The use of aspirators for indoor collection of adult mosquitoes has several advantages over the use of organophosphorous or pyretroids as adulticides. It is expected that the vector population is impacted by indoors mosquito captures repeated fortnightly for two consecutive months within houses containing two or three ovitraps for egg collection. It is advocated an expansion of this idea to include in the integration of vector control and vaccines. In combination with a vaccine, sustained, effective vector control becomes an operationally achievable task. When applied together, vector control and vaccines have the potential for more swift and prolonged dengue prevention than if either approach is used by itself.
For preventing any arboviral diseases, persons should avoid arthropod bites by wearing a long sleeve shirt, long pants, and a hat when going into mosquito or tick infested areas like wetlands or woods. Tuck pant legs into socks or boots and shirts into pants to keep insects on the outside of clothing. Using mosquito repellent to protect against mosquito bites to skin, Permethrin repellent for application to clothing and gear, and using mosquito bed nets are crucial. During field activities, workers and public services citizens might cover tightly water kept in tanks or buckets, and prevent the accumulation of water of air conditioning, which allows the mosquitoes to breed and multiply more easily. Monthly door-to-door visits by specialized health workers to kill mosquito larvae might be augmented to every twelve days and some neighborhoods and to every week where the illness locus has been identified.

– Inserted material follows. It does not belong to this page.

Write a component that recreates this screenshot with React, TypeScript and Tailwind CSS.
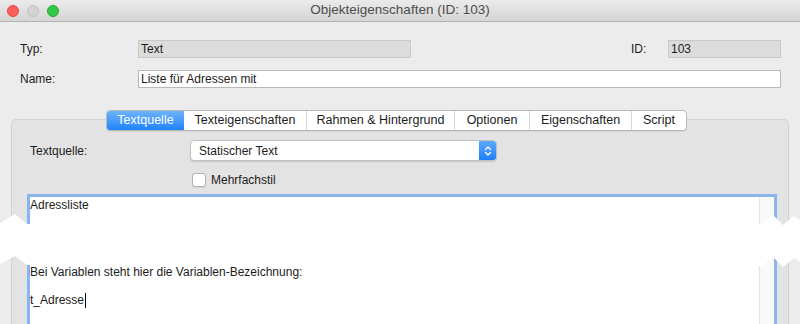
import React from "react";

const tabs = ["Textquelle", "Texteigenschaften", "Rahmen & Hintergrund", "Optionen", "Eigenschaften", "Script"];
const tabWidths = ["w-[77px]", "w-[122px]", "w-[148px]", "w-[75px]", "w-[102px]", "w-[55px]"];

function TrafficLights() {
    return (
        <div className="flex items-center gap-[8px] pl-[7px]">
            <span className="block size-[12px] rounded-full border border-[#e2463f] bg-[#fc605c]" />
            <span className="block size-[12px] rounded-full border border-[#c2c2c2] bg-[#d3d3d3]" />
            <span className="block size-[12px] rounded-full border border-[#1fa830] bg-[#34c84a]" />
        </div>
    );
}

export default function App() {
    return (
        <div
            className="relative h-[324px] w-[800px] overflow-hidden bg-[#ececec] text-[12px] text-[#1c1c1c]"
            style={{ fontFamily: '"Liberation Sans", Arial, sans-serif' }}
        >
            {/* Title bar */}
            <div className="relative flex h-[22px] items-center border-b border-[#b3b3b3] bg-gradient-to-b from-[#ebebeb] to-[#d5d5d5]">
                <TrafficLights />
                <div className="absolute inset-0 flex items-center justify-center text-[13.5px] text-[#4d4d4d]">
                    Objekteigenschaften (ID: 103)
                </div>
            </div>

            {/* Header fields */}
            <div className="flex flex-col gap-[12px] pt-[18px] pl-[20px] pr-[19px]">
                <div className="flex h-[18px] items-center">
                    <span className="w-[118px]">Typ:</span>
                    <div className="flex h-[18px] w-[273px] items-center border border-[#c9c9c9] bg-[#dcdcdc] pl-[2px]">Text</div>
                    <span className="ml-auto w-[37px]">ID:</span>
                    <div className="flex h-[18px] w-[113px] items-center border border-[#c9c9c9] bg-[#dcdcdc] pl-[2px]">103</div>
                </div>
                <div className="flex h-[18px] items-center">
                    <span className="w-[118px]">Name:</span>
                    <div className="flex h-[18px] flex-1 items-center border border-[#b9b9b9] bg-white pl-[2px]">Liste für Adressen mit</div>
                </div>
            </div>

            {/* Tab panel */}
            <div className="mx-[11px] mt-[31px] h-[260px] rounded-[5px] border border-[#d3d3d3] bg-[#e3e3e3]">
                <div className="-mt-[10px] ml-[94px] flex h-[21px] w-fit overflow-hidden rounded-[4px] border border-[#b8b8b8] bg-white text-[12.5px] shadow-[0_1px_0_rgba(0,0,0,0.06)]">
                    {tabs.map((t, i) => (
                        <div
                            key={t}
                            className={`${tabWidths[i]} flex items-center justify-center ${
                                i === 0
                                    ? "bg-gradient-to-b from-[#6cb3fa] to-[#1a82fb] text-white"
                                    : "border-l border-[#d6d6d6] text-[#1c1c1c]"
                            } ${i === 1 ? "border-l-0" : ""}`}
                        >
                            {t}
                        </div>
                    ))}
                </div>

                <div className="mt-[9px] flex h-[21px] items-center pl-[18px]">
                    <span className="w-[160px]">Textquelle:</span>
                    <div className="flex h-[21px] w-[307px] items-stretch overflow-hidden rounded-[4px] border border-[#c1c1c1] bg-white shadow-[0_1px_1px_rgba(0,0,0,0.12)]">
                        <span className="flex flex-1 items-center pl-[8px]">Statischer Text</span>
                        <span className="flex w-[17px] items-center justify-center bg-gradient-to-b from-[#5aa9fb] to-[#1c7ffa]">
                            <svg width="8" height="12" viewBox="0 0 8 12" fill="none" stroke="white" strokeWidth="1.4" strokeLinecap="round" strokeLinejoin="round">
                                <path d="M1.5 4.5 L4 2 L6.5 4.5" />
                                <path d="M1.5 7.5 L4 10 L6.5 7.5" />
                            </svg>
                        </span>
                    </div>
                </div>

                <div className="mt-[11px] flex h-[15px] items-center pl-[180px]">
                    <span className="block size-[14px] rounded-[3px] border border-[#b3b3b3] bg-white shadow-[0_1px_1px_rgba(0,0,0,0.08)]" />
                    <span className="ml-[5px]">Mehrfachstil</span>
                </div>

                {/* Text area */}
                <div className="mt-[7px] ml-[15px] mr-[11px] flex h-[200px] border-[3px] border-[#8ab4ee] bg-white">
                    <div className="flex-1 leading-[16px]">
                        <div>Adressliste</div>
                        <div className="mt-[51px]">Bei Variablen steht hier die Variablen-Bezeichnung:</div>
                        <div className="mt-[12px] flex items-center">
                            t_Adresse
                            <span className="ml-px inline-block h-[15px] w-px bg-black" />
                        </div>
                    </div>
                    <div className="w-[15px] border-l border-[#e4e4e4] bg-[#f9f9f9]" />
                </div>
            </div>

            {/* Cut marker over the page */}
            <svg className="pointer-events-none absolute top-0 left-0" width="800" height="324" viewBox="0 0 800 324">
                <polygon
                    fill="white"
                    points="0,223 15,214 27,224 762,224 773,215 783,225 794,216 800,220 800,262 794,258 783,267 773,257 762,266 27,265 15,256 0,264"
                />
            </svg>
        </div>
    );
}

Furthermore, citizens are being advised to visit their family doctors at the first sign of symptoms that could signal dengue including aches and pains, a spiking fever, or rash and peoples who have previously suffered from dengue should be monitored especially closely as they are at a higher risk of fever.
This document is an expanded and updated version of the guidelines for operational indoor and outdoor control of dengue fever virus carrying mosquitoes A. aegypti and A. albopictus. Here most of examples furnished are pertaining to mosquitoes, however, these guidelines with whatsoever modifications can also be utilized against other vectors of public health significance. Operational trials ought to be conducted under the approximate supervision of personnel familiar with sound scientific and experimental procedures.
This work was supported through the framework agreement between the Pakistan Atomic Energy Commission and the IAEA, Austria, and the technical assistance received is gratefully acknowledged. I also gratefully acknowledge to the peoples from several prestigious national and international institutions that participated in the training imparting and for their contributions in various technical sessions to debate on the most relevant and updated aspects of dengue disease and its vectors control in Pakistan.